◆ **Requirement**: Copy out the listing that follows exactly, dropping every picture.

[Begin]

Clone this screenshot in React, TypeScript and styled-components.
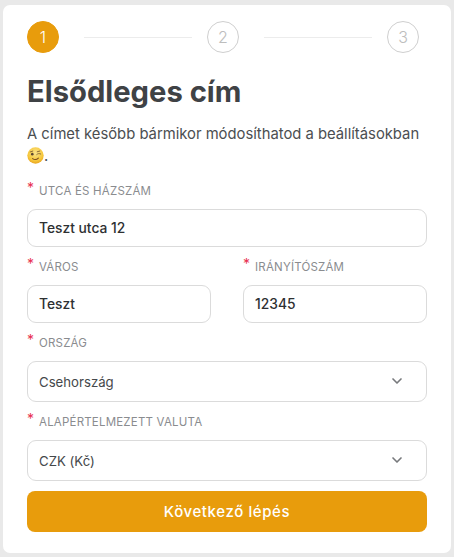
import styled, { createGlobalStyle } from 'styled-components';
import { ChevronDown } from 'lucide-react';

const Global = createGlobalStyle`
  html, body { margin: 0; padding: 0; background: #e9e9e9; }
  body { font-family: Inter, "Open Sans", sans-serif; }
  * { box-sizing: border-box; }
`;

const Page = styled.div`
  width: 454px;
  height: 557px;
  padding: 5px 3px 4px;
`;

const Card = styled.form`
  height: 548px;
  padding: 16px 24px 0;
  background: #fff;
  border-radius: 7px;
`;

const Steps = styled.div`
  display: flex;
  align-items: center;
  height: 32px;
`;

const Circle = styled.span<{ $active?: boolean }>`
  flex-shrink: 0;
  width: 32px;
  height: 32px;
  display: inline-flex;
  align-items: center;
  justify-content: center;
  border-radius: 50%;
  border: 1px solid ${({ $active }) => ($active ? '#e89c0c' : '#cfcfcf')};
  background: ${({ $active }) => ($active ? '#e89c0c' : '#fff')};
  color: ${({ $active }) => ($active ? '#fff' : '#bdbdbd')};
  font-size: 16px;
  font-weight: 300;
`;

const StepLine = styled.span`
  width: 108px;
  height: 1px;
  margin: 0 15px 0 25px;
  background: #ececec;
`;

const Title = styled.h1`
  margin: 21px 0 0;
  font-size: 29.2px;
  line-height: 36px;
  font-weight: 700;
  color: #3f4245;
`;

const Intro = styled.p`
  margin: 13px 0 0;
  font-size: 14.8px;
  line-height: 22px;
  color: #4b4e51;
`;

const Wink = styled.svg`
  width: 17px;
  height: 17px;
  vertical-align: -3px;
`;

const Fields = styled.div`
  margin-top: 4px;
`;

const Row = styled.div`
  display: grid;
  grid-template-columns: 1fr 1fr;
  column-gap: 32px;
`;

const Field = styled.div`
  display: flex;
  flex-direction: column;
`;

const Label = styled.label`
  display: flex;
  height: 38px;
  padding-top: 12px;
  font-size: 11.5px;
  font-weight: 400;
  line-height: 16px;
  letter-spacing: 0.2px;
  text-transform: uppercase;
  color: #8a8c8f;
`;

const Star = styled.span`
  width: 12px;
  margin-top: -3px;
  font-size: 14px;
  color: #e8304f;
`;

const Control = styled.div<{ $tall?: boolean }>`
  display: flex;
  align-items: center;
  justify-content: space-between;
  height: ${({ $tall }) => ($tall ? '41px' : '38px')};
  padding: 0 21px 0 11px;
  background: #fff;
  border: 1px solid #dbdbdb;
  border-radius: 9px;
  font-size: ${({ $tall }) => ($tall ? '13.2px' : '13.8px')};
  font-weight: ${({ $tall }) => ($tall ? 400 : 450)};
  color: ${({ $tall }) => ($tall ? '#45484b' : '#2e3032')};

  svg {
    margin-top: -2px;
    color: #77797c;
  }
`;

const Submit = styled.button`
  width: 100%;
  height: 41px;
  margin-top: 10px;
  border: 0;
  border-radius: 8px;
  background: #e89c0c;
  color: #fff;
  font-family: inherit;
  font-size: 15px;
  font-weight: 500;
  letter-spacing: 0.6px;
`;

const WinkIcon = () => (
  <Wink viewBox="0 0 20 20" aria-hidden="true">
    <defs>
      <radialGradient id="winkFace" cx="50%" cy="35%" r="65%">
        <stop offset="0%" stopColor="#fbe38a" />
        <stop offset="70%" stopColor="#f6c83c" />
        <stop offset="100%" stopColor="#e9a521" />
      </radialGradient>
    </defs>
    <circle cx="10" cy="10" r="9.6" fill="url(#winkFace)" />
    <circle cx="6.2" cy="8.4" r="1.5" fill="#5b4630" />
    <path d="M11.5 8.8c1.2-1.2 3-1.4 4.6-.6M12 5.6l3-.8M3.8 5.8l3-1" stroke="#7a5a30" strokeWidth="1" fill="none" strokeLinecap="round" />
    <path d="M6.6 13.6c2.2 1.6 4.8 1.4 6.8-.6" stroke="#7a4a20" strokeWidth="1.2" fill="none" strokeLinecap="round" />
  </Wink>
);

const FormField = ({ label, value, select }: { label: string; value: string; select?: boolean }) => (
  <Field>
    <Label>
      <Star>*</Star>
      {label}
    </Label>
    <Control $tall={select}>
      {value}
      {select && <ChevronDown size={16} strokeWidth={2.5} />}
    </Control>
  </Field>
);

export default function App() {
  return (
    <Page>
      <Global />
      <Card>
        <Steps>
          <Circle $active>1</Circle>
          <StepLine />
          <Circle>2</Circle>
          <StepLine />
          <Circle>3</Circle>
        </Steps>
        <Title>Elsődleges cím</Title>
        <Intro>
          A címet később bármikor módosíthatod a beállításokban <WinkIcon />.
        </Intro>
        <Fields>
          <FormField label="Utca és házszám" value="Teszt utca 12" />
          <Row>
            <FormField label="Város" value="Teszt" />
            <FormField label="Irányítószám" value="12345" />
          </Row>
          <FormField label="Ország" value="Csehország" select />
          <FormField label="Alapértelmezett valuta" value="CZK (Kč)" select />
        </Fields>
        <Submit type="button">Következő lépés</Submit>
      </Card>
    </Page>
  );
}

[End]

◆ **Answer to the problem**:
Clone this screenshot in React, TypeScript and styled-components.
import styled, { createGlobalStyle } from 'styled-components';
import { ChevronDown } from 'lucide-react';

const Global = createGlobalStyle`
  html, body { margin: 0; padding: 0; background: #e9e9e9; }
  body { font-family: Inter, "Open Sans", sans-serif; }
  * { box-sizing: border-box; }
`;

const Page = styled.div`
  width: 454px;
  height: 557px;
  padding: 5px 3px 4px;
`;

const Card = styled.form`
  height: 548px;
  padding: 16px 24px 0;
  background: #fff;
  border-radius: 7px;
`;

const Steps = styled.div`
  display: flex;
  align-items: center;
  height: 32px;
`;

const Circle = styled.span<{ $active?: boolean }>`
  flex-shrink: 0;
  width: 32px;
  height: 32px;
  display: inline-flex;
  align-items: center;
  justify-content: center;
  border-radius: 50%;
  border: 1px solid ${({ $active }) => ($active ? '#e89c0c' : '#cfcfcf')};
  background: ${({ $active }) => ($active ? '#e89c0c' : '#fff')};
  color: ${({ $active }) => ($active ? '#fff' : '#bdbdbd')};
  font-size: 16px;
  font-weight: 300;
`;

const StepLine = styled.span`
  width: 108px;
  height: 1px;
  margin: 0 15px 0 25px;
  background: #ececec;
`;

const Title = styled.h1`
  margin: 21px 0 0;
  font-size: 29.2px;
  line-height: 36px;
  font-weight: 700;
  color: #3f4245;
`;

const Intro = styled.p`
  margin: 13px 0 0;
  font-size: 14.8px;
  line-height: 22px;
  color: #4b4e51;
`;

const Wink = styled.svg`
  width: 17px;
  height: 17px;
  vertical-align: -3px;
`;

const Fields = styled.div`
  margin-top: 4px;
`;

const Row = styled.div`
  display: grid;
  grid-template-columns: 1fr 1fr;
  column-gap: 32px;
`;

const Field = styled.div`
  display: flex;
  flex-direction: column;
`;

const Label = styled.label`
  display: flex;
  height: 38px;
  padding-top: 12px;
  font-size: 11.5px;
  font-weight: 400;
  line-height: 16px;
  letter-spacing: 0.2px;
  text-transform: uppercase;
  color: #8a8c8f;
`;

const Star = styled.span`
  width: 12px;
  margin-top: -3px;
  font-size: 14px;
  color: #e8304f;
`;

const Control = styled.div<{ $tall?: boolean }>`
  display: flex;
  align-items: center;
  justify-content: space-between;
  height: ${({ $tall }) => ($tall ? '41px' : '38px')};
  padding: 0 21px 0 11px;
  background: #fff;
  border: 1px solid #dbdbdb;
  border-radius: 9px;
  font-size: ${({ $tall }) => ($tall ? '13.2px' : '13.8px')};
  font-weight: ${({ $tall }) => ($tall ? 400 : 450)};
  color: ${({ $tall }) => ($tall ? '#45484b' : '#2e3032')};

  svg {
    margin-top: -2px;
    color: #77797c;
  }
`;

const Submit = styled.button`
  width: 100%;
  height: 41px;
  margin-top: 10px;
  border: 0;
  border-radius: 8px;
  background: #e89c0c;
  color: #fff;
  font-family: inherit;
  font-size: 15px;
  font-weight: 500;
  letter-spacing: 0.6px;
`;

const WinkIcon = () => (
  <Wink viewBox="0 0 20 20" aria-hidden="true">
    <defs>
      <radialGradient id="winkFace" cx="50%" cy="35%" r="65%">
        <stop offset="0%" stopColor="#fbe38a" />
        <stop offset="70%" stopColor="#f6c83c" />
        <stop offset="100%" stopColor="#e9a521" />
      </radialGradient>
    </defs>
    <circle cx="10" cy="10" r="9.6" fill="url(#winkFace)" />
    <circle cx="6.2" cy="8.4" r="1.5" fill="#5b4630" />
    <path d="M11.5 8.8c1.2-1.2 3-1.4 4.6-.6M12 5.6l3-.8M3.8 5.8l3-1" stroke="#7a5a30" strokeWidth="1" fill="none" strokeLinecap="round" />
    <path d="M6.6 13.6c2.2 1.6 4.8 1.4 6.8-.6" stroke="#7a4a20" strokeWidth="1.2" fill="none" strokeLinecap="round" />
  </Wink>
);

const FormField = ({ label, value, select }: { label: string; value: string; select?: boolean }) => (
  <Field>
    <Label>
      <Star>*</Star>
      {label}
    </Label>
    <Control $tall={select}>
      {value}
      {select && <ChevronDown size={16} strokeWidth={2.5} />}
    </Control>
  </Field>
);

export default function App() {
  return (
    <Page>
      <Global />
      <Card>
        <Steps>
          <Circle $active>1</Circle>
          <StepLine />
          <Circle>2</Circle>
          <StepLine />
          <Circle>3</Circle>
        </Steps>
        <Title>Elsődleges cím</Title>
        <Intro>
          A címet később bármikor módosíthatod a beállításokban <WinkIcon />.
        </Intro>
        <Fields>
          <FormField label="Utca és házszám" value="Teszt utca 12" />
          <Row>
            <FormField label="Város" value="Teszt" />
            <FormField label="Irányítószám" value="12345" />
          </Row>
          <FormField label="Ország" value="Csehország" select />
          <FormField label="Alapértelmezett valuta" value="CZK (Kč)" select />
        </Fields>
        <Submit type="button">Következő lépés</Submit>
      </Card>
    </Page>
  );
}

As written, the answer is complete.